Nel Centro ci sono anche una quarantina di giovani donne. Più aperte e disponibili al confronto le ragazze che provengono dall’Africa centrale, più riservate e schive le donne che vengono dai paesi arabi. Le ragazze africane frequentano volentieri la scuola, le altre tendono all’isolamento.
Quali storie raccontano gli ospiti del Centro?
Il viaggio di questi ragazzi attraverso l’Africa e la Libia è una vera tragedia ed è mille volte più difficile per le donne. I loro racconti sono veramente drammatici e angoscianti.
I ragazzi sono costretti, prima di intraprendere il viaggio verso l’Europa, a restare in Libia per lunghi periodi, anche tre o quattro anni, dove spesso vengono incarcerati, derubati e torturati. Le ragazze spesso sono stuprate e violentate.
In Libia vengono reclusi in prigioni costruite sotto le grandi fabbriche come i cementifici e lì accadono le cose più atroci. Una vita non vale nulla. Basta non tenere gli occhi bassi per strada per essere ammazzati.
Gli ospiti del Centro hanno tutti meno di trent’anni ma hanno già vissuto tutti esperienze terribili.
Quanti sono e chi sono gli insegnanti che prestano volontariamente la loro opera?
Gli insegnanti sono oltre 30 e sono tutti volontari, ognuno con una propria esperienza di lavoro, non necessariamente l’insegnamento. A settembre organizzeremo un nuovo corso di formazione dedicato a loro.
Come si fa fronte alle esigenze di carattere economico (acquisto di quaderni, libri, ecc.)?
All’inizio abbiamo avuto un concreto sostegno economico per l’acquisto dei libri dall’associazione SOSERM (quella che ha gestito l’emergenza siriana). Gli stessi volontari hanno acquistato quaderni, penne, lavagne e materiali vari e anche la direzione del Centro ha messo a disposizione risorse.
Qual è il tuo giudizio sull’esperienza in corso?

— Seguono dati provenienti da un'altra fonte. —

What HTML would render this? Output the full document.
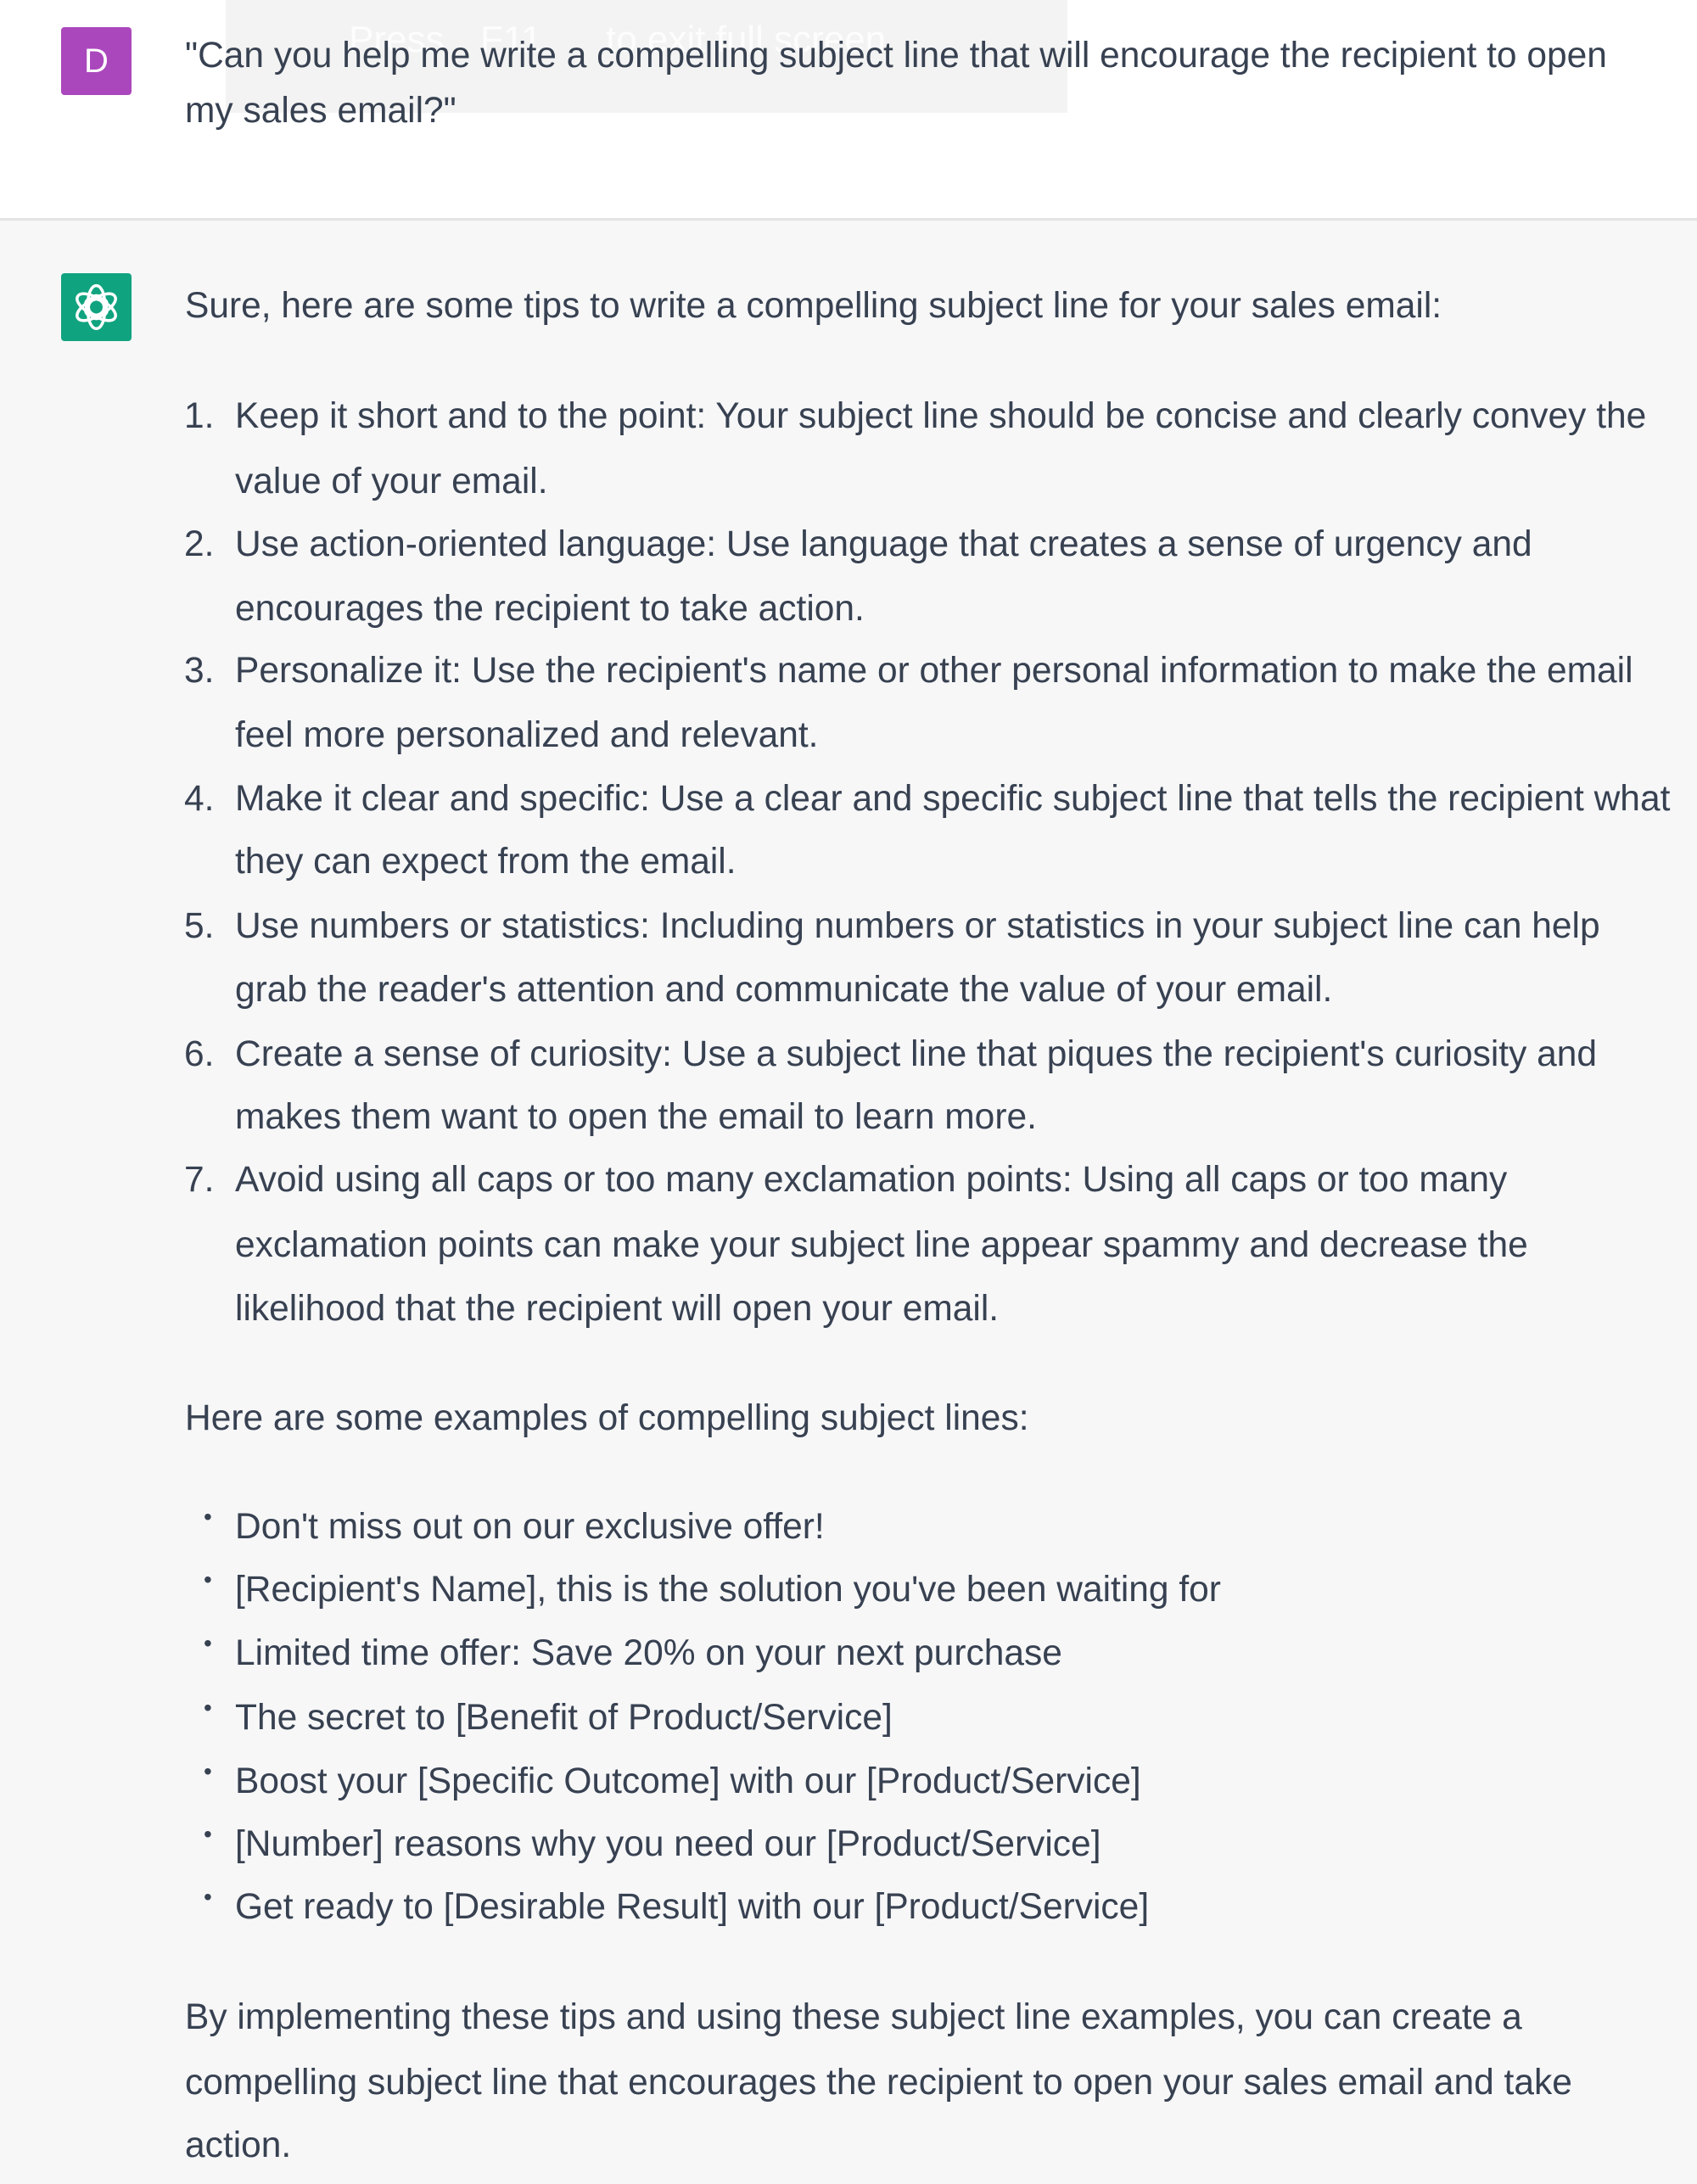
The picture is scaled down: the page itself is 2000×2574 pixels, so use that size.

Una meraviglia. Ho capito che l’integrazione passa attraverso non solo l’apprendimento della lingua italiana ma soprattutto attraverso l’accoglienza e la disponibilità umana verso queste ragazze e questi ragazzi. Dobbiamo considerate loro come una vera risorsa e io mi auguro che lo Stato italiano posa capire questo valore. Mi auguro soprattutto che non ci siano accordi con la Libia. Sarebbe terribile.